= PRIIPS =

Range of investment products

Packaged retail investment and insurance products (PRIIPs) is European Union regulatory term to encompass a range of investment products that banks or other financial institutions offer to consumers. It was first used in regulation (EU) No 1286/2014, known as the PRIIPs regulation, the aim of which was to improve the transparency and comparability of investment products across the EU through mandating key information documents.

PRIIPs is used in the European Union as an alternative to savings accounts. In particular, PRIIPs include non-equity financial products such as bonds, insurance policies, mutual funds and structured funds, structured deposits, and structured products. As of 2018, these investment products make up a market in Europe worth up to €10 trillion.

==History==
The EU regulatory project started in 2014 on the basis that retail investors across the EU often made investments without understanding the associated risks and costs, some of which led investors to suffer unforeseen losses.

The regulation was introduced in 2018 with aims to protect retail investors by adopting some key-principles:
- comparability: the investment prospectus has to allow direct comparison between different products that meet a retail investor’s stated aims;
- synthesis: the key-information has to be contained in a prospectus of maximum three pages;
- know your products: regulations has to set out new calculation methodologies in order to ensure risk-return transparency of the investment products;
- standardization: the key-information document has to be valid across the EU and report homogeneous statements.
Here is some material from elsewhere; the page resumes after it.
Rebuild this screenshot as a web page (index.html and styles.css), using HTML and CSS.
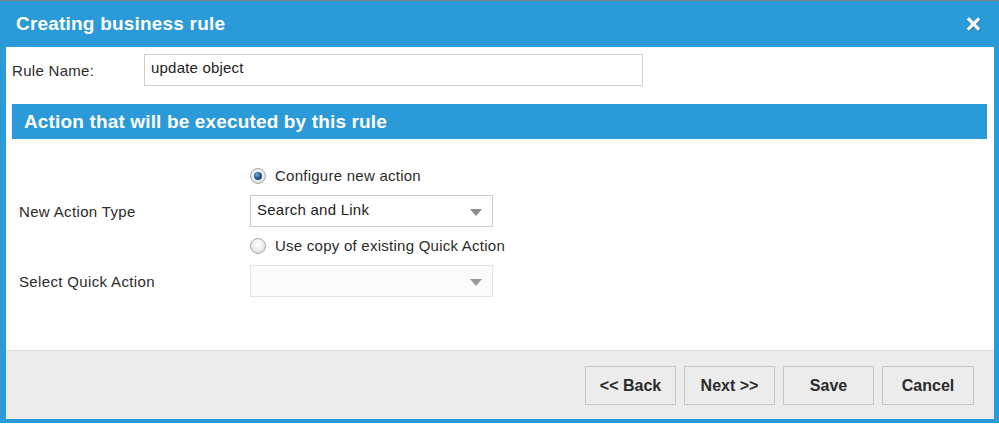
FILE: index.html
```html
<!DOCTYPE html>
<html>
<head>
<meta charset="utf-8">
<link rel="stylesheet" href="styles.css">
</head>
<body>
<div class="dialog">
  <div class="titlebar">
    <span class="title">Creating business rule</span>
    <svg class="close" width="16" height="15" viewBox="0 0 16 15">
      <g stroke="#1a5f8a" stroke-width="3.4" stroke-linecap="square" opacity="0.6" transform="translate(0.8,0.8)">
        <line x1="3" y1="2.5" x2="12" y2="11.5"/><line x1="12" y1="2.5" x2="3" y2="11.5"/>
      </g>
      <g stroke="#ffffff" stroke-width="3.2" stroke-linecap="square">
        <line x1="3" y1="2.5" x2="12" y2="11.5"/><line x1="12" y1="2.5" x2="3" y2="11.5"/>
      </g>
    </svg>
  </div>
  <div class="content">
    <div class="rule-row">
      <span class="rule-label">Rule Name:</span>
      <div class="text-input">update object</div>
    </div>
    <div class="section-header">Action that will be executed by this rule</div>
    <div class="form">
      <div class="cell-empty"></div>
      <label class="radio-line"><span class="radio checked"></span>Configure new action</label>
      <div class="form-label">New Action Type</div>
      <div class="select"><span>Search and Link</span><span class="arrow"></span></div>
      <div class="cell-empty"></div>
      <label class="radio-line"><span class="radio"></span>Use copy of existing Quick Action</label>
      <div class="form-label">Select Quick Action</div>
      <div class="select disabled"><span></span><span class="arrow"></span></div>
    </div>
  </div>
  <div class="footer">
    <button class="btn">&lt;&lt; Back</button>
    <button class="btn">Next &gt;&gt;</button>
    <button class="btn">Save</button>
    <button class="btn btn-wide">Cancel</button>
  </div>
</div>
</body>
</html>
```
FILE: styles.css
```css
html, body {
  margin: 0;
  padding: 0;
  background: #ffffff;
  font-family: "Liberation Sans", Arial, sans-serif;
}

.dialog {
  width: 999px;
  height: 423px;
  box-sizing: border-box;
  background: #2a9ad8;
  border-top: 1px solid #7d8286;
  padding: 0 5px 4px 6px;
  display: flex;
  flex-direction: column;
}

.titlebar {
  height: 46px;
  flex: none;
  display: flex;
  align-items: center;
  justify-content: space-between;
  padding: 0 12px 0 10px;
}

.title {
  color: #ffffff;
  font-weight: bold;
  font-size: 19px;
  letter-spacing: 0.2px;
  margin-top: -1px;
}

.close {
  display: block;
  margin-top: 1px;
}

.content {
  flex: 1;
  background: #ffffff;
  display: flex;
  flex-direction: column;
}

.rule-row {
  display: flex;
  align-items: center;
  margin-top: 7px;
  padding-left: 6px;
}

.rule-label {
  width: 132px;
  font-size: 15px;
  letter-spacing: 0.3px;
  color: #2b2b2b;
  margin-top: 1px;
}

.text-input {
  width: 499px;
  height: 32px;
  box-sizing: border-box;
  border: 1px solid #cfcfcf;
  font-size: 15px;
  letter-spacing: 0.2px;
  color: #222;
  padding: 4px 6px 0;
}

.section-header {
  margin: 18px 7px 0 6px;
  height: 35px;
  background: #2a9ad8;
  color: #ffffff;
  font-weight: bold;
  font-size: 19px;
  letter-spacing: 0.15px;
  padding-left: 12px;
  line-height: 35px;
  box-sizing: border-box;
}

.form {
  display: grid;
  grid-template-columns: 231px 243px;
  grid-template-rows: 20px 32px 20px 32px;
  row-gap: 9px;
  margin-top: 27px;
  padding-left: 13px;
  align-items: center;
}

.form-label {
  font-size: 15px;
  letter-spacing: 0.35px;
  color: #2b2b2b;
}

.radio-line {
  display: flex;
  align-items: center;
  font-size: 15px;
  letter-spacing: 0.25px;
  color: #2b2b2b;
  white-space: nowrap;
  margin-top: -1px;
}

.radio {
  width: 16px;
  height: 16px;
  box-sizing: border-box;
  border-radius: 50%;
  border: 1px solid #a9a9a9;
  background: radial-gradient(circle at 50% 40%, #ffffff 0%, #f0f0f0 45%, #cfcfcf 100%);
  margin-right: 9px;
  display: flex;
  align-items: center;
  justify-content: center;
  flex: none;
}

.radio.checked::after {
  content: "";
  width: 8px;
  height: 8px;
  border-radius: 50%;
  background: radial-gradient(circle at 40% 35%, #7fb6e0 0%, #1f5f96 45%, #0e2f55 100%);
}

.select {
  height: 32px;
  box-sizing: border-box;
  border: 1px solid #cccccc;
  display: flex;
  align-items: center;
  justify-content: space-between;
  padding: 0 10px 0 6px;
  font-size: 15px;
  letter-spacing: 0.25px;
  color: #222;
}

.select span:first-child {
  margin-top: -3px;
}

.select.disabled {
  border-color: #e3e3e3;
  background: #fbfbfb;
}

.arrow {
  width: 0;
  height: 0;
  border-left: 6px solid transparent;
  border-right: 6px solid transparent;
  border-top: 7px solid #8c8c8c;
  margin-top: 2px;
}

.select.disabled .arrow {
  border-top-color: #999;
}

.footer {
  flex: none;
  height: 69px;
  box-sizing: border-box;
  background: #ececec;
  border-top: 1px solid #dcdcdc;
  display: flex;
  justify-content: flex-end;
  align-items: flex-start;
  gap: 8px;
  padding: 15px 20px 0 0;
}

.btn {
  width: 91px;
  height: 39px;
  box-sizing: border-box;
  background: #ececec;
  border: 1px solid #c6c6c6;
  font-family: "Liberation Sans", Arial, sans-serif;
  font-weight: bold;
  font-size: 16px;
  color: #2b2b2b;
  padding: 0;
}

.btn-wide {
  width: 92px;
}
```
The regulation was made as a result of surveys and consultations conducted by the European Commission. These activities were to test the effectiveness of presented information to retail investors within the PRIIPs framework The information presented during the test recalled the need of reporting performance scenarios about the investment

This probabilistic scenarios approach was originally developed by Marcello Minenna within “a quantitative framework to assess the risk-return of non-equity products”
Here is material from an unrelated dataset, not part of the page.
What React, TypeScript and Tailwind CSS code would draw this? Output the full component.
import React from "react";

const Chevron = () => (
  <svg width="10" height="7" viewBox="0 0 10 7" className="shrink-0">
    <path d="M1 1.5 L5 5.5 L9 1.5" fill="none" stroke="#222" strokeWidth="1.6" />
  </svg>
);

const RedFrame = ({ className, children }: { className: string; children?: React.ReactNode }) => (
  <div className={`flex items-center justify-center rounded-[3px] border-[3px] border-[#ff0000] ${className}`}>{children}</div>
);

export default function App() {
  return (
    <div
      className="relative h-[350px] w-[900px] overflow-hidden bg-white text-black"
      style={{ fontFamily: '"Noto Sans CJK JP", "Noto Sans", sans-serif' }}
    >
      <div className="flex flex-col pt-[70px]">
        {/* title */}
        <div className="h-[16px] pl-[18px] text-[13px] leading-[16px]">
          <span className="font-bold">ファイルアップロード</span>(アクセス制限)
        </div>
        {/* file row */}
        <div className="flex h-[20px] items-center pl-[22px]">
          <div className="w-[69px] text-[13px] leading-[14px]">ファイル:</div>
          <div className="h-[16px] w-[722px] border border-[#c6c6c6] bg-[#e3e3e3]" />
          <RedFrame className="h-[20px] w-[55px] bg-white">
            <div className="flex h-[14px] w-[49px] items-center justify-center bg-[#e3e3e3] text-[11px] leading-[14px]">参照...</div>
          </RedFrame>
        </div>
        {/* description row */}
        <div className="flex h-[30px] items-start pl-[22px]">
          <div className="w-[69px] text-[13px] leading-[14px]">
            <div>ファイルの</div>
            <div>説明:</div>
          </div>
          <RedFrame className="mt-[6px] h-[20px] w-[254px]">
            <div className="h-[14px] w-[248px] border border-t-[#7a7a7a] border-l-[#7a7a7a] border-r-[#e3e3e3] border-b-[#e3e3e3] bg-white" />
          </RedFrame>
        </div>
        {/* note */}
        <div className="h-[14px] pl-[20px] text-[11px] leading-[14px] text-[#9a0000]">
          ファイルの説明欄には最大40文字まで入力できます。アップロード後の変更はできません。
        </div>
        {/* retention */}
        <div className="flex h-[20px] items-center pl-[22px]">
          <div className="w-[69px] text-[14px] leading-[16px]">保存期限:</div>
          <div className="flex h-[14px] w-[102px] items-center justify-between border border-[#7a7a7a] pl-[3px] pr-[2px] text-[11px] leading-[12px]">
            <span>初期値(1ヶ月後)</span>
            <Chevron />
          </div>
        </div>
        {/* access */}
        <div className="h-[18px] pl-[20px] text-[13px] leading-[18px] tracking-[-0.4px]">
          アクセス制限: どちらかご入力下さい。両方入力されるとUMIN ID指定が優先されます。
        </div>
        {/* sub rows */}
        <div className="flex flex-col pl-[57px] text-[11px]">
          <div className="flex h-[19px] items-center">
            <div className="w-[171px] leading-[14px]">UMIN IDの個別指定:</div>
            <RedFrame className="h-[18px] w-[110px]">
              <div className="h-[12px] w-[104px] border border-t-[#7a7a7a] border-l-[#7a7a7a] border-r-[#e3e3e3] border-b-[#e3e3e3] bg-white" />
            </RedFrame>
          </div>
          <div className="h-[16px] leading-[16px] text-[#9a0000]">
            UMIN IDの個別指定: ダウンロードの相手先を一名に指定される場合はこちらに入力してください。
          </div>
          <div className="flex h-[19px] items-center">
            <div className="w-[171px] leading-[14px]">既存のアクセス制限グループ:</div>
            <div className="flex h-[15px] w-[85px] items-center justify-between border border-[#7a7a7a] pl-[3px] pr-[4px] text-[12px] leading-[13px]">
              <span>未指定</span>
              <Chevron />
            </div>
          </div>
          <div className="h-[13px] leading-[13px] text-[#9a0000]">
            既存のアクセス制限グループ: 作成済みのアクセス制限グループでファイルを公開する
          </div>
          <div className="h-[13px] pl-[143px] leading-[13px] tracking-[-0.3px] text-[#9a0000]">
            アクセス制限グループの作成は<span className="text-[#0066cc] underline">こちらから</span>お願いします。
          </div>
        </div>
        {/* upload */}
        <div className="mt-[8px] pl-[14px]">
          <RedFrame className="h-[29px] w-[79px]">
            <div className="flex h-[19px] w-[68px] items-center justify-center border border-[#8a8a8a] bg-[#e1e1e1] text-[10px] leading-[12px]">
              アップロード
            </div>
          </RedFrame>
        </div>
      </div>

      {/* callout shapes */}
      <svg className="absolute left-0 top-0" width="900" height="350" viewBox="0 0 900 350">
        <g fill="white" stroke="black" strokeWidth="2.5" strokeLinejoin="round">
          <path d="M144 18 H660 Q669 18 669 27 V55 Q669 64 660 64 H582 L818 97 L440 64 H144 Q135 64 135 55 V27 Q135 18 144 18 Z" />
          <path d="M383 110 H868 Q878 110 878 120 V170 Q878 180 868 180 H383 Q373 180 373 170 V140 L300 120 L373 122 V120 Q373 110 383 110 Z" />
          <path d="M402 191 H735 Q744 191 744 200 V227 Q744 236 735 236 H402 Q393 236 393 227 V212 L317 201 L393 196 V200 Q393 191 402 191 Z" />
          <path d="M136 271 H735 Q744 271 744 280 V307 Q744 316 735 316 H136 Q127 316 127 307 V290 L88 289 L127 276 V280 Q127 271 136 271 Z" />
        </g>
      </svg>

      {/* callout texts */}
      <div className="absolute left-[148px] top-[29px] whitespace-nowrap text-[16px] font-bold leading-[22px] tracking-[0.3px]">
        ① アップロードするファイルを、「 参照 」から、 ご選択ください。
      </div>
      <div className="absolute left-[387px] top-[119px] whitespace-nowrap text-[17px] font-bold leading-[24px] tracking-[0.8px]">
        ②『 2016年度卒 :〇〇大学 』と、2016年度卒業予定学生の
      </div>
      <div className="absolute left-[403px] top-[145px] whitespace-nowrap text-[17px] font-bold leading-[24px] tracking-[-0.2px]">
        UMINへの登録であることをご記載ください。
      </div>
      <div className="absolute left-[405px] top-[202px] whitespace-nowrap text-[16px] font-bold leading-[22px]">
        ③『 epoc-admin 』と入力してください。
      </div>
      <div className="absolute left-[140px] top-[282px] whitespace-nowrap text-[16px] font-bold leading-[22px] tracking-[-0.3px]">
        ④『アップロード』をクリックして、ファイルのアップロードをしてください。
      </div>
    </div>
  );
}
Contributions in support of the probabilistic approach arrived from the Movement for risk transparency (i.e.: a group of academics, consumers associations, unions and other representatives of investors’ interests)

The new regulations were issued in 2018 and provided the obligation for the product manufacturers to elaborate for each investment product a Key-Information-Document of no more than 3 pages that would include a general description of the provider, an explanation of the main factors that the investment's return depends upon, the level of risk associated with the product (classed from 1 to 7), an indication of the possible maximum loss (including four performance scenarios), and a table explaining the costs of one's investment over time.